■ Material for this task
○ ○ ○ ○ ○

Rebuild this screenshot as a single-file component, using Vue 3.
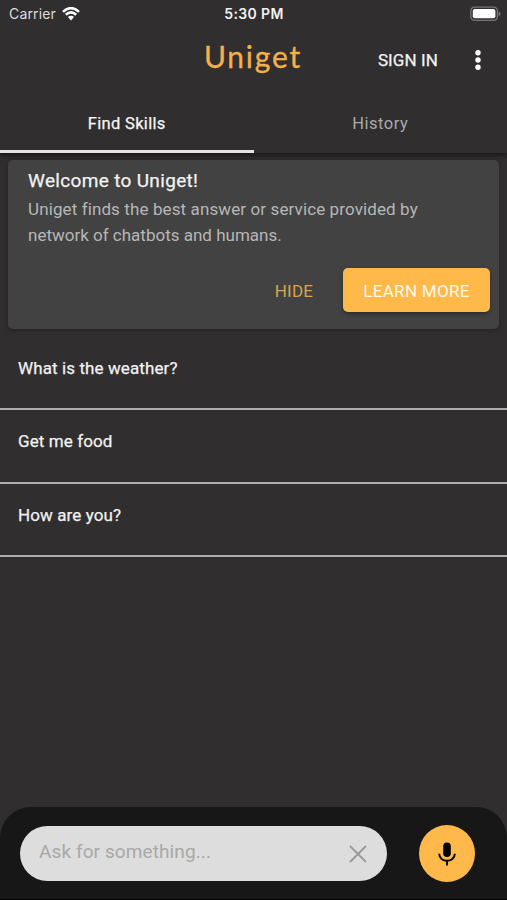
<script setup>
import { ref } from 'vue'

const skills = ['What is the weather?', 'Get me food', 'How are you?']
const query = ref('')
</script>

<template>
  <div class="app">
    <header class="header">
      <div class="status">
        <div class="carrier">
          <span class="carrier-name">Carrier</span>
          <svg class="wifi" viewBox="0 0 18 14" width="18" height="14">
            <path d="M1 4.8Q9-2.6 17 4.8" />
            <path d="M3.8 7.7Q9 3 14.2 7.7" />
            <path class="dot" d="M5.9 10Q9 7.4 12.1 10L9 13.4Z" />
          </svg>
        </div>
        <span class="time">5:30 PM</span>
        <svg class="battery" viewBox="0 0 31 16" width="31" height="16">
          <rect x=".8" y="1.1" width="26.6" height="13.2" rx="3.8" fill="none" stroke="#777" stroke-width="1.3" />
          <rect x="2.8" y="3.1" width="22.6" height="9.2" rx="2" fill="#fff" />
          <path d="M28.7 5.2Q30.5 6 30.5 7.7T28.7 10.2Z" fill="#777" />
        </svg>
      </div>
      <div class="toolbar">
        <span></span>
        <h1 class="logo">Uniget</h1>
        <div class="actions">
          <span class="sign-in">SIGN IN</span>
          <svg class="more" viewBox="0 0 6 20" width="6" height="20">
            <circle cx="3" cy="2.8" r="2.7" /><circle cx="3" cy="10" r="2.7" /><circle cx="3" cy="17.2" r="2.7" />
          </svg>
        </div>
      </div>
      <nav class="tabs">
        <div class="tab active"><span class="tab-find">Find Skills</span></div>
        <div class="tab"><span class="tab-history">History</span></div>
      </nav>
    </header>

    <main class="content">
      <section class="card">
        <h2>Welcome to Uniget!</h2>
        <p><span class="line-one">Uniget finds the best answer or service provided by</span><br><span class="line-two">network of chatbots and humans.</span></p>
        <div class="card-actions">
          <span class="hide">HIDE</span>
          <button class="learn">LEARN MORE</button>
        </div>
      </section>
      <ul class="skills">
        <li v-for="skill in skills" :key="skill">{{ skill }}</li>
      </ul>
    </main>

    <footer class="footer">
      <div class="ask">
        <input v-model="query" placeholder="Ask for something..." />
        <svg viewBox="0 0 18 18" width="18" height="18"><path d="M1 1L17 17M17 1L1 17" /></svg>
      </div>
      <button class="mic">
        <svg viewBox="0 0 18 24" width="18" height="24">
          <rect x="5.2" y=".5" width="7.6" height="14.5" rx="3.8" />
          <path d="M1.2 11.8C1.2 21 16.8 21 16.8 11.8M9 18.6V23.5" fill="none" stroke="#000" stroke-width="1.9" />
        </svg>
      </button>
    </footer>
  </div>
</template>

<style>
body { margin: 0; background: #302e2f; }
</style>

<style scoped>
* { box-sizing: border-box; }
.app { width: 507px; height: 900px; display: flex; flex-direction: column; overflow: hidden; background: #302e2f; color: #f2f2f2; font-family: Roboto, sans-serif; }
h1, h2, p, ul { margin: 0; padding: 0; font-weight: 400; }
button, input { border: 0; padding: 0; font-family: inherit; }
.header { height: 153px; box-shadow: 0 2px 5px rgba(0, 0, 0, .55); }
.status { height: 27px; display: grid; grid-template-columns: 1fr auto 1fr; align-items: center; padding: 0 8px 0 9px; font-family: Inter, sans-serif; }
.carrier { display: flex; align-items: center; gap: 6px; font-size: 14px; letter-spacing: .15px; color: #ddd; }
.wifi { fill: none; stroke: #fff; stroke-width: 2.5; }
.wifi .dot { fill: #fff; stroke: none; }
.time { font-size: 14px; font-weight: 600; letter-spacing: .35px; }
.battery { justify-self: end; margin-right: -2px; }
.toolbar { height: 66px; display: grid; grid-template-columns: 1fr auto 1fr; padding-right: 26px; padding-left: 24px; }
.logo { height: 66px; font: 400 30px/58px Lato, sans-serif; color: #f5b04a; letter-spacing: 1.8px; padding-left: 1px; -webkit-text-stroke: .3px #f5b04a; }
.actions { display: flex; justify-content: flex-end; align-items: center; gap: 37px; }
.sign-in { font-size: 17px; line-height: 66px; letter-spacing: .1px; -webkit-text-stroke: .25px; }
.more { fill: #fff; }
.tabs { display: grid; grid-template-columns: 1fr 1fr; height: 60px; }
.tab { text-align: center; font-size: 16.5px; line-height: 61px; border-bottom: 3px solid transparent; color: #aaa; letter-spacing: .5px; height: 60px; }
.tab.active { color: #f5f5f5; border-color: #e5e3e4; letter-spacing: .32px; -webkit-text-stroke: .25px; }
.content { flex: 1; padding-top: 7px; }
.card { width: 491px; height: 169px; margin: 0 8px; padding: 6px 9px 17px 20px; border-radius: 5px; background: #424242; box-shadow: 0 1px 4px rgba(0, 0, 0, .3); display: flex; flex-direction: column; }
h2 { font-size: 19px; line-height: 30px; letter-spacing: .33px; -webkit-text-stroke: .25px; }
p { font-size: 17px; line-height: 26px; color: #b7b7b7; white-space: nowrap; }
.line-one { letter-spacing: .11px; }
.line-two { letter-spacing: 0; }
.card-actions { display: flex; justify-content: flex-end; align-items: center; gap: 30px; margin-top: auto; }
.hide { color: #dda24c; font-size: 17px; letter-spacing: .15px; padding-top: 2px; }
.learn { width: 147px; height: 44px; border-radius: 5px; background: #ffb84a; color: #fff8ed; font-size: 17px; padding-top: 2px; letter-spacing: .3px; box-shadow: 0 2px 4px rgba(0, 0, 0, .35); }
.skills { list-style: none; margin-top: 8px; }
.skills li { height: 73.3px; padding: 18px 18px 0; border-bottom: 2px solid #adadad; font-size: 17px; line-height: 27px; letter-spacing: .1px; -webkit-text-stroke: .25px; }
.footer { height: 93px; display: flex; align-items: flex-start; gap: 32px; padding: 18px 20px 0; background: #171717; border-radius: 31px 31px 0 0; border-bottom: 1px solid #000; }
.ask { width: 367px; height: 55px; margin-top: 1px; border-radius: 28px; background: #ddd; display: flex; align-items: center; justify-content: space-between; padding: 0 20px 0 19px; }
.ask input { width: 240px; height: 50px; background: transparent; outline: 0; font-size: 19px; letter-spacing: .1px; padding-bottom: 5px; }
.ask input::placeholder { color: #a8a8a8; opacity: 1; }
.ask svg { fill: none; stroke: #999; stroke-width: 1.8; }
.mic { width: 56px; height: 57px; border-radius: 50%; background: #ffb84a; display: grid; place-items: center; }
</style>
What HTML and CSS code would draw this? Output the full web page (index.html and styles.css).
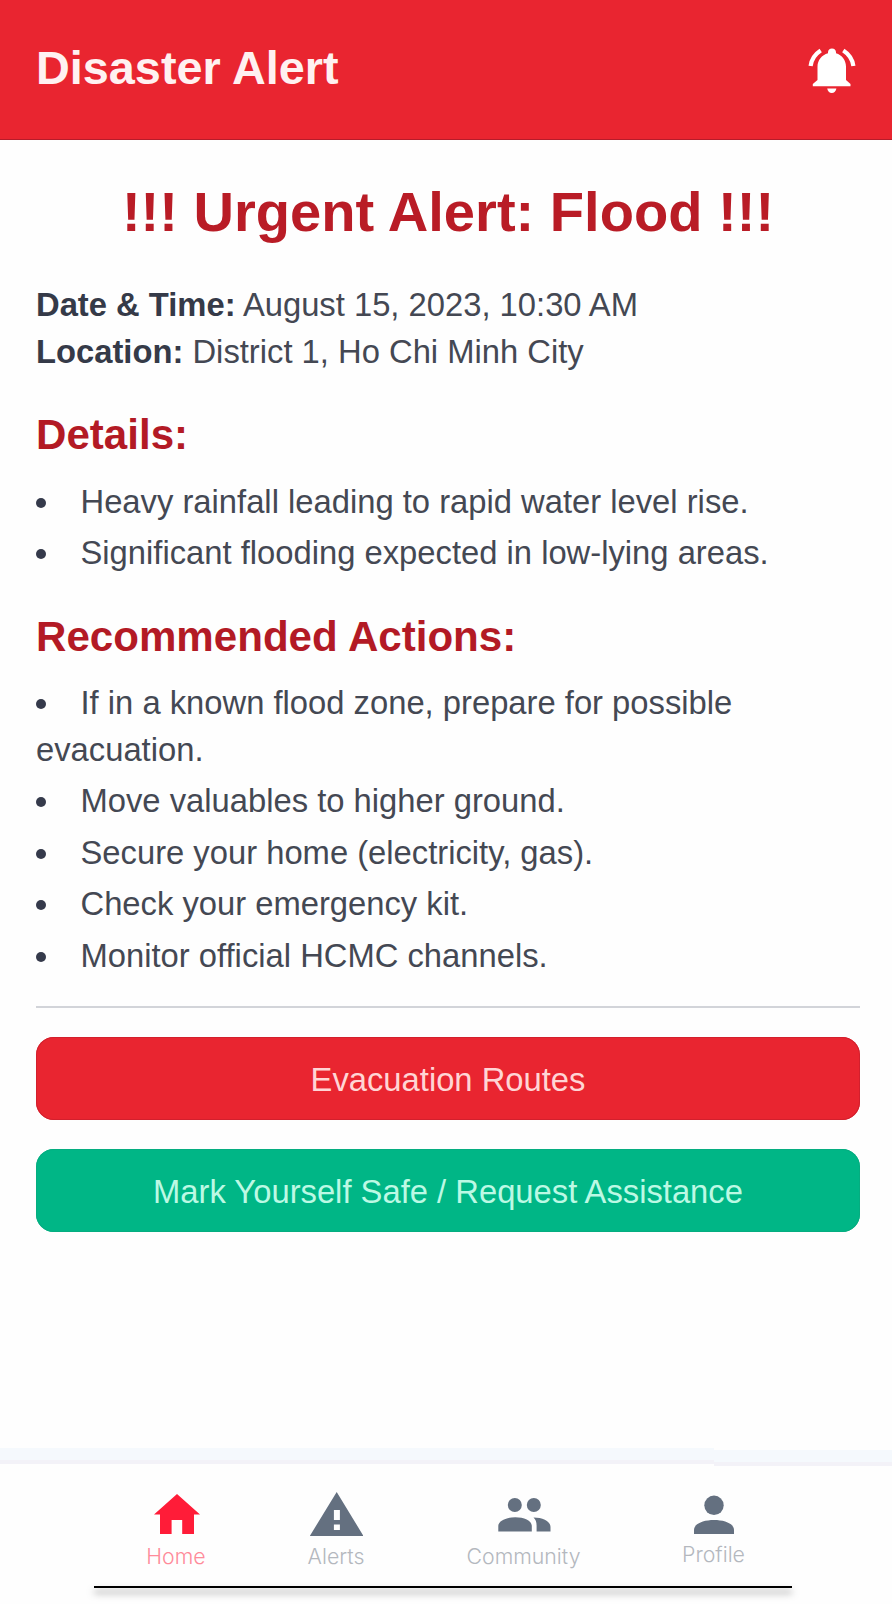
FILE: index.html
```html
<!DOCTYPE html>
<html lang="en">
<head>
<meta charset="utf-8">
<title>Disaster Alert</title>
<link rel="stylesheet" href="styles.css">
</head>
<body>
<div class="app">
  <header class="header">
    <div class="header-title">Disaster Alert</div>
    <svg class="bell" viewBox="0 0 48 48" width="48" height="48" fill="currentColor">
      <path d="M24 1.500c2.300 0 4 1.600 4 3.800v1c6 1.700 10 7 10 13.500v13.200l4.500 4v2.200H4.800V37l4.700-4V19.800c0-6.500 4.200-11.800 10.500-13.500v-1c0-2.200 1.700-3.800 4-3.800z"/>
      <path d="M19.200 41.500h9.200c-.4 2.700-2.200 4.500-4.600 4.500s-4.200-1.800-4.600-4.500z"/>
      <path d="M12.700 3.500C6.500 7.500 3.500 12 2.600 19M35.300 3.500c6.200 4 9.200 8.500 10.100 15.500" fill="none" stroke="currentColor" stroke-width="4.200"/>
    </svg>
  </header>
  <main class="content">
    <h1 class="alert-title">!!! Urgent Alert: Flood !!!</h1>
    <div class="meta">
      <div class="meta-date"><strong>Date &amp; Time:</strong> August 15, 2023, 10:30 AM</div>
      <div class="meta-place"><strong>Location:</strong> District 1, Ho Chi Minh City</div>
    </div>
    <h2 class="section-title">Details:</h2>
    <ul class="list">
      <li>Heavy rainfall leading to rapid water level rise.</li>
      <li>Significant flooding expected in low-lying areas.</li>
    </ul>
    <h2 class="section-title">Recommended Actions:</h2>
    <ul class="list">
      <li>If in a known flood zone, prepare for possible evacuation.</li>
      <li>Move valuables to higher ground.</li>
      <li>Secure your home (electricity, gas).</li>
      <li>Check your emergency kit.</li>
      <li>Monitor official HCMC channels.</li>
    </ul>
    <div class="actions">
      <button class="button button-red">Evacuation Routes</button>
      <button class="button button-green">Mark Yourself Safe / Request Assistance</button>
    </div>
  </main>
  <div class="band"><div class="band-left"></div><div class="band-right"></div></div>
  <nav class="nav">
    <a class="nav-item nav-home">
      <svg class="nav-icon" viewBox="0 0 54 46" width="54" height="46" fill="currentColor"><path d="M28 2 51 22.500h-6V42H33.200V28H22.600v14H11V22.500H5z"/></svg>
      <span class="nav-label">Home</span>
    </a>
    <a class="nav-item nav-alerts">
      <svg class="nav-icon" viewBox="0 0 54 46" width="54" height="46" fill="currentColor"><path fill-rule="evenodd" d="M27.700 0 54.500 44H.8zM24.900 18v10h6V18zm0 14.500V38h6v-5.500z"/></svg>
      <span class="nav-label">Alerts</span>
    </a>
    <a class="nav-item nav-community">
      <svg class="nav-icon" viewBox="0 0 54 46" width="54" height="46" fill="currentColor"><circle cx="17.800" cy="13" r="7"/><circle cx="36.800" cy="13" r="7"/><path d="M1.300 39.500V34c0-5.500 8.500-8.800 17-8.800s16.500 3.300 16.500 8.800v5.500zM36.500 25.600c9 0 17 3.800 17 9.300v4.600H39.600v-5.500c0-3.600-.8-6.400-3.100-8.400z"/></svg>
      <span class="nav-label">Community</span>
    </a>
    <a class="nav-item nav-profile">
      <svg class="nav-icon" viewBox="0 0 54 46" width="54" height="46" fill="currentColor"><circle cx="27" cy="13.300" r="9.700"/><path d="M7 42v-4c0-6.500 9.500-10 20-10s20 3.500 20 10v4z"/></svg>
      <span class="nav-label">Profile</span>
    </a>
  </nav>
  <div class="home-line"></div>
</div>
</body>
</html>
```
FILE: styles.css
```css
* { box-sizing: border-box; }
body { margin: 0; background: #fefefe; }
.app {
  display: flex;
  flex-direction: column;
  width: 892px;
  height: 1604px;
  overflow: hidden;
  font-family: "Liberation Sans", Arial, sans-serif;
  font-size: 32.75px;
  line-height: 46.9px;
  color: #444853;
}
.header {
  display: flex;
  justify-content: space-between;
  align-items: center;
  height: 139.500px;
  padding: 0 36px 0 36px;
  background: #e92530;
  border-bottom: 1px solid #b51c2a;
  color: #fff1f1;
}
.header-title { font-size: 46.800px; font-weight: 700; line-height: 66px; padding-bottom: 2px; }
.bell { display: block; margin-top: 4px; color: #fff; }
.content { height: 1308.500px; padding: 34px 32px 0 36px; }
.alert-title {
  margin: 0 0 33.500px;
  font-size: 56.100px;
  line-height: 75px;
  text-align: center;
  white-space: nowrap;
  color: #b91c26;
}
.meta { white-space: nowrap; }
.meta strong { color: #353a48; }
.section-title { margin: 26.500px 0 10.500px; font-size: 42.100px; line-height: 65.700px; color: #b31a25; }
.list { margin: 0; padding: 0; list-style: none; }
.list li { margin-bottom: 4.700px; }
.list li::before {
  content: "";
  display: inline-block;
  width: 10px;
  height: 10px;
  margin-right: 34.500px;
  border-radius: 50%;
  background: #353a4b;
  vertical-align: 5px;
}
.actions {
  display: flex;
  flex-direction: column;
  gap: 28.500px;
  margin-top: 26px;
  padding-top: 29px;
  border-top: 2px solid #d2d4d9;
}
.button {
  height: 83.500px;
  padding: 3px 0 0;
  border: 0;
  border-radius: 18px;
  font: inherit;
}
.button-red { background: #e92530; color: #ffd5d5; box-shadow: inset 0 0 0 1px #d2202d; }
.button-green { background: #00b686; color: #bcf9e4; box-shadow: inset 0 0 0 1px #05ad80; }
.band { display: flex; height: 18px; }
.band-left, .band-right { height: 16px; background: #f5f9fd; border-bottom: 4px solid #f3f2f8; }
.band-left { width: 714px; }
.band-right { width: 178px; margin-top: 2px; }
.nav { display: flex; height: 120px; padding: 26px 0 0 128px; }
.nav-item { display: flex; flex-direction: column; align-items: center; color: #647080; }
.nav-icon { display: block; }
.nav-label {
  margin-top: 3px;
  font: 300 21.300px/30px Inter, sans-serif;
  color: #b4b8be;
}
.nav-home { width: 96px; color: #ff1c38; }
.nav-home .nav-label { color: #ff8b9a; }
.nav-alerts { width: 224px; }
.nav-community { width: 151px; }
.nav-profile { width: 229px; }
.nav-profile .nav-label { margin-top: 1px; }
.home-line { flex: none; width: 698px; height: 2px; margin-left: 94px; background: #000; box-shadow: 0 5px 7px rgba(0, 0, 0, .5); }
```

○ ○ ○ ○ ○

■ Description of the task
Scan the entries above for the word "styles" and collect each line holding it.

■ Task answer
What HTML and CSS code would draw this? Output the full web page (index.html and styles.css).
<link rel="stylesheet" href="styles.css">
FILE: styles.css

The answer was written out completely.